* START Information provided *

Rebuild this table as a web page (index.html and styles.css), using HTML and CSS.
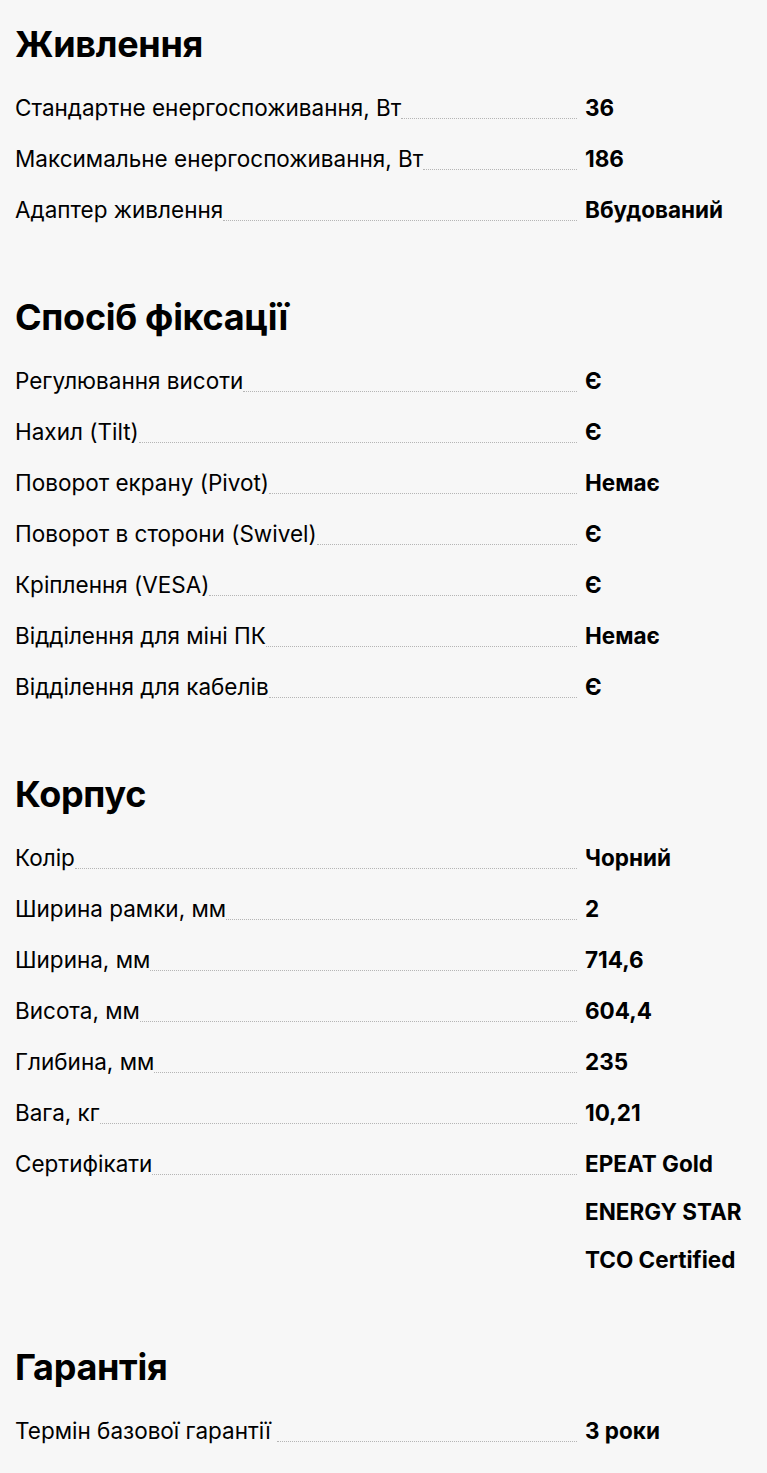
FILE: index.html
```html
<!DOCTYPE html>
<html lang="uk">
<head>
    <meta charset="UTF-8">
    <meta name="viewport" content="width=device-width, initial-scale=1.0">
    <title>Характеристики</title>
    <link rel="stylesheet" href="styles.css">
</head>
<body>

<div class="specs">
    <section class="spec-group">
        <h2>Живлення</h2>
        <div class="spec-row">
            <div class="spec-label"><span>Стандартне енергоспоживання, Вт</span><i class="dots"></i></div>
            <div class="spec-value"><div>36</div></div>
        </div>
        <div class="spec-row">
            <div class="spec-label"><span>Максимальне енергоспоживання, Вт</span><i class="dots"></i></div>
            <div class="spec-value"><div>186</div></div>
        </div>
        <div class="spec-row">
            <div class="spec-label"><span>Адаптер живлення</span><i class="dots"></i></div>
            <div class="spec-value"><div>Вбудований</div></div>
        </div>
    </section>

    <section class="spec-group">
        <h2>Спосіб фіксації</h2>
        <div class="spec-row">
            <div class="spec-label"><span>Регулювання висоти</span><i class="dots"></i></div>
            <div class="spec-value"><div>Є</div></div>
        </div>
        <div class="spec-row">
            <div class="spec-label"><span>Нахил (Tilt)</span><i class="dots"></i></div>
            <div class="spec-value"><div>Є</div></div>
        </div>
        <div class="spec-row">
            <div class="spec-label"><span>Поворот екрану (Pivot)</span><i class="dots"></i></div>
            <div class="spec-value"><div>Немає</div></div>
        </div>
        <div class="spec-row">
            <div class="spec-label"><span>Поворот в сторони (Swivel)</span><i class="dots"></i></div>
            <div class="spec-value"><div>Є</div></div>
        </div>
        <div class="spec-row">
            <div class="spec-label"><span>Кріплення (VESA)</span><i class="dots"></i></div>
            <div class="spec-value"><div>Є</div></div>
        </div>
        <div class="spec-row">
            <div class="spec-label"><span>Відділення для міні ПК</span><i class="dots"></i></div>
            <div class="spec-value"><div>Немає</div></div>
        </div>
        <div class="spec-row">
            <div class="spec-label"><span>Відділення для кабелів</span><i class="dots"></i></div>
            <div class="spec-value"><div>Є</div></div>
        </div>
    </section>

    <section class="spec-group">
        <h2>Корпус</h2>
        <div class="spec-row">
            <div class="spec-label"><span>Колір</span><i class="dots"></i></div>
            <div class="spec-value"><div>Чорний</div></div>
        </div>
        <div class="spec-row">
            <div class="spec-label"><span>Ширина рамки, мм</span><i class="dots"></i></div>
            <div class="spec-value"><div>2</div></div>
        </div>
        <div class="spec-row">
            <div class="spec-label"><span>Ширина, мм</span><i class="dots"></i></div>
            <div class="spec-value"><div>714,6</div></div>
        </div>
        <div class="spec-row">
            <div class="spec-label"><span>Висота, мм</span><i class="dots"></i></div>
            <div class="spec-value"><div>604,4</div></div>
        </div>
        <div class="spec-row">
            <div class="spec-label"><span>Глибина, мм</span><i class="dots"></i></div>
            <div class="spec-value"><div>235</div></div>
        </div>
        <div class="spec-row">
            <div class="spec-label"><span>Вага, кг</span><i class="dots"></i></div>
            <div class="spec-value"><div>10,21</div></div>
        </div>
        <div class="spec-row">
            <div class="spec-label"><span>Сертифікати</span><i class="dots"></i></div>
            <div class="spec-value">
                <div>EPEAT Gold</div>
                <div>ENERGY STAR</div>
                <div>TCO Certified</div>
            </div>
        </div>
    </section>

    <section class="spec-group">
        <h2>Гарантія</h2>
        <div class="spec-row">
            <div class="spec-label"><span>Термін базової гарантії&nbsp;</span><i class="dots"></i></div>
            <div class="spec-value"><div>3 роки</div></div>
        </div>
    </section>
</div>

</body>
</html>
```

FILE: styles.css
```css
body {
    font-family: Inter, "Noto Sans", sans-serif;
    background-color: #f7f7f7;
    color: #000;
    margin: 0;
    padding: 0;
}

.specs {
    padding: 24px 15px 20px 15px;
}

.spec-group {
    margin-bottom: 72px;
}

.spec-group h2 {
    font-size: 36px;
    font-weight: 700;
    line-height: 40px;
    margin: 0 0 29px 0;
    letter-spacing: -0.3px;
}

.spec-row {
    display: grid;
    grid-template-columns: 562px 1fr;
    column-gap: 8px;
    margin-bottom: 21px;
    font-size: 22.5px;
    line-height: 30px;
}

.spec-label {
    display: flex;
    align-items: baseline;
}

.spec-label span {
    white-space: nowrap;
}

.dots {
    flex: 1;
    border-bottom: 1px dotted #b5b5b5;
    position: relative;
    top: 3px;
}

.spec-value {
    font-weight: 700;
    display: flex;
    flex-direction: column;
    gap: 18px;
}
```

* END Information provided *

→ **Stated goal**
Locate each line with the word "index" and copy it.

→ **Written answer**
Rebuild this table as a web page (index.html and styles.css), using HTML and CSS.
FILE: index.html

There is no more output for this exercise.